(Exercise task) Show every line where "components" occurs.

· · · · ·

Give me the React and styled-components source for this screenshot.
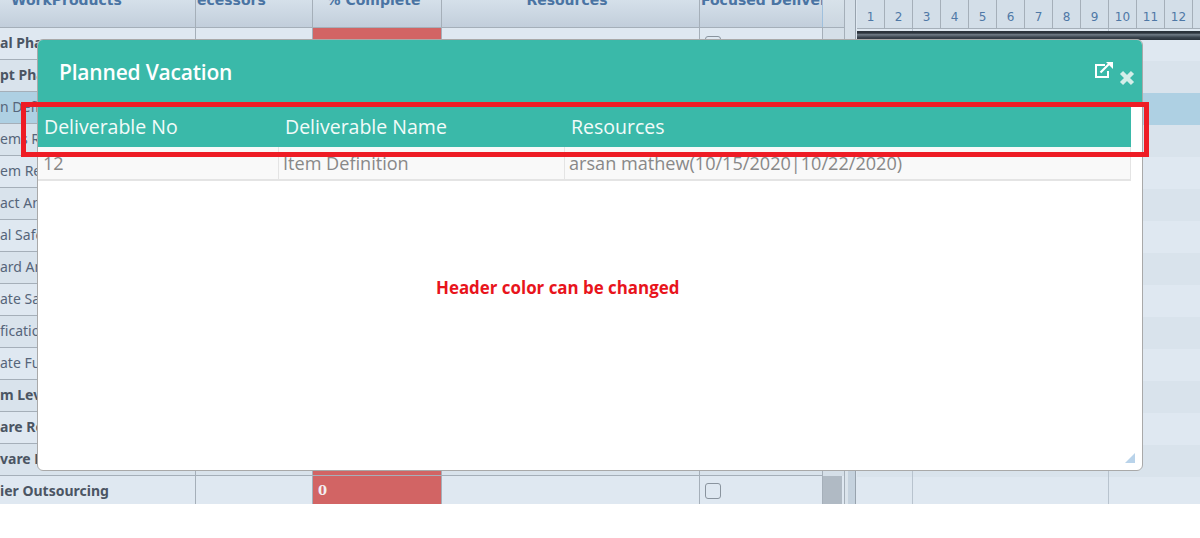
import React from "react";
import styled, { createGlobalStyle } from "styled-components";

const GlobalStyle = createGlobalStyle`
  html, body {
    margin: 0;
    padding: 0;
    background: #fff;
    overflow: hidden;
  }
`;

const ROWS = [
  { label: "al Phase", bold: true },
  { label: "pt Phase", bold: true },
  { label: "n Definition", selected: true },
  { label: "ems Re" },
  { label: "em Re" },
  { label: "act An" },
  { label: "al Safe" },
  { label: "ard An" },
  { label: "ate Sa" },
  { label: "fication" },
  { label: "ate Fu" },
  { label: "m Lev", bold: true },
  { label: "are Re", bold: true },
  { label: "vare R", bold: true },
  { label: "ier Outsourcing", bold: true, pct: "0", last: true },
];

const DAYS = [1, 2, 3, 4, 5, 6, 7, 8, 9, 10, 11, 12];

const COLUMNS = "196px 117px 129px 258px 123px 22px";

const rowBg = ({ $index, $selected }) => {
  if ($selected) return "#aed0e3";
  return $index % 2 === 0 ? "#dfe8f1" : "#d9e3ec";
};

const App = () => (
  <>
    <GlobalStyle />
    <Page>
      <GridPane>
        <GridHeader>
          <HeadCell>
            <HeadLabel $pad={11}>WorkProducts</HeadLabel>
          </HeadCell>
          <HeadCell>
            <HeadLabel $pad={1}>ecessors</HeadLabel>
          </HeadCell>
          <HeadCell $center>
            <HeadLabel>% Complete</HeadLabel>
          </HeadCell>
          <HeadCell $center>
            <HeadLabel>Resources</HeadLabel>
          </HeadCell>
          <HeadCell $edge>
            <HeadLabel $pad={1}>Focused Deliver</HeadLabel>
          </HeadCell>
          <ScrollHead />
        </GridHeader>
        {ROWS.map((row, i) => (
          <GridRow key={row.label} $index={i} $selected={row.selected} $last={row.last}>
            <NameCell $bold={row.bold} $last={row.last}>
              {row.label}
            </NameCell>
            <Cell />
            <PercentCell>{row.pct}</PercentCell>
            <Cell />
            <CheckCell>
              <CheckBox $last={row.last} />
            </CheckCell>
            <ScrollTrack $last={row.last} />
          </GridRow>
        ))}
      </GridPane>
      <Splitter>
        <SplitterTop />
      </Splitter>
      <GanttPane>
        <GanttHeader>
          {DAYS.map((d) => (
            <DayCell key={d}>{d}</DayCell>
          ))}
          <DayCell />
        </GanttHeader>
        <DarkBar />
        {ROWS.map((row, i) => (
          <GanttRow key={row.label} $index={i} $selected={row.selected} $last={row.last}>
            <GanttCell $width={56} />
            <GanttCell $width={196} />
            <GanttCell $open />
          </GanttRow>
        ))}
      </GanttPane>

      <Modal>
        <ModalHead>
          <ModalTitle>Planned Vacation</ModalTitle>
          <ModalIcons>
            <PopoutIcon viewBox="0 0 18 16">
              <path d="M10 3H1v12h12V9" fill="none" stroke="#fff" strokeWidth="2" />
              <path d="M5.5 10.5 14 2" fill="none" stroke="#fff" strokeWidth="2.2" />
              <path d="M11 0h7v7z" fill="#fff" />
            </PopoutIcon>
            <CloseIcon viewBox="0 0 16 16">
              <path d="M2.5 2.5 13.5 13.5M13.5 2.5 2.5 13.5" stroke="#d4eee9" strokeWidth="4.4" />
            </CloseIcon>
          </ModalIcons>
        </ModalHead>
        <ModalBody>
          <DetailTable>
            <DetailHead>
              <DetailHeadCell>Deliverable No</DetailHeadCell>
              <DetailHeadCell>Deliverable Name</DetailHeadCell>
              <DetailHeadCell>Resources</DetailHeadCell>
            </DetailHead>
            <DetailRow>
              <DetailCell>12</DetailCell>
              <DetailCell>Item Definition</DetailCell>
              <DetailCell>arsan mathew(10/15/2020|10/22/2020)</DetailCell>
            </DetailRow>
          </DetailTable>
          <Note>Header color can be changed</Note>
        </ModalBody>
        <ResizeHandle viewBox="0 0 10 10">
          <path d="M0 10 L10 0 L10 10 Z" fill="#b9d3ea" />
        </ResizeHandle>
      </Modal>
      <Callout />
    </Page>
  </>
);

const Page = styled.div`
  position: relative;
  display: flex;
  width: 1200px;
  height: 504px;
  overflow: hidden;
  font-family: "Noto Sans", sans-serif;
`;

const GridPane = styled.div`
  width: 845px;
  flex: none;
`;

const GridHeader = styled.div`
  display: grid;
  grid-template-columns: ${COLUMNS};
  height: 28px;
  box-sizing: border-box;
  background: linear-gradient(#d5e0ea, #c2cedb);
  border-bottom: 1px solid #a5afb9;
`;

const HeadCell = styled.div`
  overflow: hidden;
  padding-right: ${({ $center }) => ($center ? 7 : 0)}px;
  border-right: 1px solid ${({ $edge }) => ($edge ? "#9fc0dd" : "#a5afb9")};
  text-align: ${({ $center }) => ($center ? "center" : "left")};
  white-space: nowrap;
`;

const HeadLabel = styled.div`
  margin-top: -9px;
  padding-left: ${({ $pad }) => $pad || 0}px;
  font: bold 14px/18px "DejaVu Sans", sans-serif;
  color: #4a74a3;
`;

const ScrollHead = styled.div`
  border-right: 1px solid #a5afb9;
  background: linear-gradient(#d8e2ea, #cbd6e0);
`;

const GridRow = styled.div`
  display: grid;
  grid-template-columns: ${COLUMNS};
  height: ${({ $last }) => ($last ? 28 : 32)}px;
  box-sizing: border-box;
  background: ${rowBg};
  border-bottom: ${({ $last }) => ($last ? "none" : "1px solid #a5afb9")};
`;

const Cell = styled.div`
  border-right: 1px solid #a5afb9;
`;

const NameCell = styled(Cell)`
  display: flex;
  align-items: center;
  overflow: hidden;
  white-space: nowrap;
  padding-bottom: ${({ $last }) => ($last ? 0 : 2)}px;
  font-size: 14px;
  font-weight: ${({ $bold }) => ($bold ? 700 : 400)};
  color: ${({ $bold }) => ($bold ? "#4b5563" : "#56657a")};
`;

const PercentCell = styled(Cell)`
  display: flex;
  align-items: center;
  padding-left: 5px;
  background: #d26464;
  color: #f2eef2;
  font: bold 13px "DejaVu Serif", serif;
`;

const CheckCell = styled(Cell)`
  display: flex;
  align-items: center;
  padding-left: 5px;
`;

const CheckBox = styled.span`
  width: 16px;
  height: 16px;
  margin-top: ${({ $last }) => ($last ? 2 : 0)}px;
  box-sizing: border-box;
  border: 1px solid #8a949e;
  border-radius: 3px;
`;

const ScrollTrack = styled.div`
  margin-bottom: -1px;
  border-right: 1px solid #a5afb9;
  background: ${({ $last }) =>
    $last ? "linear-gradient(to right, #b0bac4 19px, #dfe8f1 19px)" : "#d5dfe8"};
`;

const Splitter = styled.div`
  width: 12px;
  flex: none;
  background: linear-gradient(
    to right,
    #dbe4ec 3px,
    #c5d2de 3px,
    #c5d2de 10px,
    #98a3ae 10px,
    #98a3ae 11px,
    #dfe8f1 11px
  );
`;

const SplitterTop = styled.div`
  width: 10px;
  height: 40px;
  background: #d5dfe8;
`;

const GanttPane = styled.div`
  flex: 1;
  min-width: 0;
`;

const GanttHeader = styled.div`
  display: flex;
  height: 29px;
  box-sizing: border-box;
  background: #d3dee8;
  border-bottom: 1px solid #a5afb9;
`;

const DayCell = styled.div`
  flex: none;
  width: 27px;
  padding-top: 9px;
  border-right: 1px solid #a5afb9;
  font: 12px/16px "DejaVu Sans", sans-serif;
  text-align: center;
  color: #4f78a6;
`;

const DarkBar = styled.div`
  position: relative;
  height: 9px;
  margin: 2px 0 -11px;
  background: linear-gradient(#2b333c 2px, #6f7a85 40%, #3a444f 70%, #2a323b);
`;

const GanttRow = styled.div`
  display: flex;
  height: ${({ $last }) => ($last ? 27 : 32)}px;
  background: ${rowBg};
`;

const GanttCell = styled.div`
  flex: ${({ $width }) => ($width ? `0 0 ${$width}px` : 1)};
  box-sizing: border-box;
  border-right: ${({ $open }) => ($open ? "none" : "1px solid #b8c3ce")};
`;

const Modal = styled.div`
  position: absolute;
  left: 37px;
  top: 39px;
  width: 1106px;
  height: 432px;
  box-sizing: border-box;
  border: 1px solid #a9a9a9;
  border-radius: 6px;
  background: #fff;
  overflow: hidden;
  font-family: "Open Sans", sans-serif;
`;

const ModalHead = styled.div`
  display: flex;
  align-items: center;
  justify-content: space-between;
  height: 67px;
  box-sizing: border-box;
  padding: 0 7px 4px 21px;
  background: #3ab9a9;
`;

const ModalTitle = styled.div`
  font-size: 21px;
  font-weight: 600;
  letter-spacing: -0.2px;
  color: #fff;
`;

const ModalIcons = styled.div`
  display: flex;
  align-items: flex-start;
  gap: 6px;
  margin-top: 6px;
`;

const PopoutIcon = styled.svg`
  width: 18px;
  height: 16px;
  margin-top: -1px;
`;

const CloseIcon = styled.svg`
  width: 16px;
  height: 16px;
  margin-top: 7px;
`;

const ModalBody = styled.div`
  padding-right: 11px;
`;

const DetailTable = styled.div`
  display: grid;
  grid-template-columns: 241px 286px 1fr;
`;

const DetailHead = styled.div`
  display: contents;
`;

const DetailHeadCell = styled.div`
  height: 40px;
  padding-left: 6px;
  background: #3ab9a9;
  color: #f2fbf9;
  font-size: 19.5px;
  line-height: 40px;
`;

const DetailRow = styled.div`
  display: contents;
`;

const DetailCell = styled.div`
  height: 34px;
  box-sizing: border-box;
  padding: 4px 0 0 4px;
  background: #f9f9f9;
  border: 1px solid #e4e4e4;
  border-width: 0 1px 2px 0;
  color: #888;
  font-size: 18.1px;
  line-height: 24px;

  &:first-child {
    padding-left: 5px;
  }
`;

const Note = styled.div`
  margin-top: 95px;
  margin-left: 398px;
  color: #e8141c;
  font-size: 16.9px;
  font-weight: 700;
`;

const ResizeHandle = styled.svg`
  position: absolute;
  right: 7px;
  bottom: 7px;
  width: 10px;
  height: 10px;
`;

const Callout = styled.div`
  position: absolute;
  left: 21px;
  top: 102px;
  width: 1128px;
  height: 55px;
  box-sizing: border-box;
  border: 5px solid #ee1c25;
`;

export default App;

· · · · ·

(Result for this task)
Give me the React and styled-components source for this screenshot.
import styled, { createGlobalStyle } from "styled-components";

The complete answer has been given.